■ WHAT TO WORK ON:
Each line of the data that includes the string "React" is to be copied out.

■ DATASET EXCERPT:
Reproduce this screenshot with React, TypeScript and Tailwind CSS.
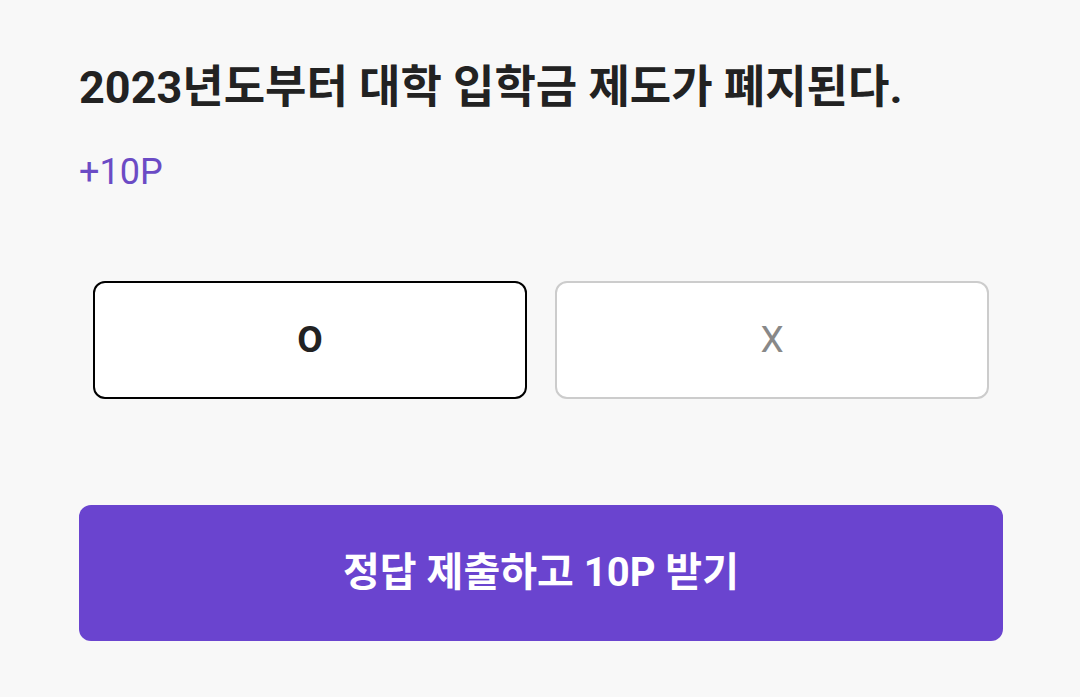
import React, { useState } from 'react';

const FONT = "font-['Roboto','Noto_Sans_CJK_KR',sans-serif]";

export default function App() {
    const [answer, setAnswer] = useState<'O' | 'X'>('O');

    return (
        <div className={`min-h-[697px] bg-[#f8f8f8] ${FONT}`}>
            <div className="pl-[79px] pr-[77px] pt-[56px]">
                <h1 className="text-[45px] leading-[64px] font-bold text-[#222222]">
                    2023년도부터 대학 입학금 제도가 폐지된다.
                </h1>
                <p className="mt-[30px] text-[36px] leading-[44px] text-[#6b4bc5]">+10P</p>

                <div className="grid grid-cols-2 gap-[28px] px-[14px] mt-[87px]">
                    <button
                        onClick={() => setAnswer('O')}
                        className={`h-[118px] rounded-[12px] bg-white text-[37px] ${answer === 'O' ? 'border-2 border-black font-bold text-[#222222]' : 'border-2 border-[#cccccc] text-[#888888]'}`}
                    >
                        O
                    </button>
                    <button
                        onClick={() => setAnswer('X')}
                        className={`h-[118px] rounded-[12px] bg-white text-[37px] ${answer === 'X' ? 'border-2 border-black font-bold text-[#222222]' : 'border-2 border-[#cccccc] text-[#888888]'}`}
                    >
                        X
                    </button>
                </div>

                <button className="mt-[106px] w-full h-[136px] rounded-[12px] bg-[#6a44cf] text-white text-[40px] font-bold">
                    정답 제출하고 10P 받기
                </button>
            </div>
        </div>
    );
}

■ EXPECTED ANSWER:
Reproduce this screenshot with React, TypeScript and Tailwind CSS.
import React, { useState } from 'react';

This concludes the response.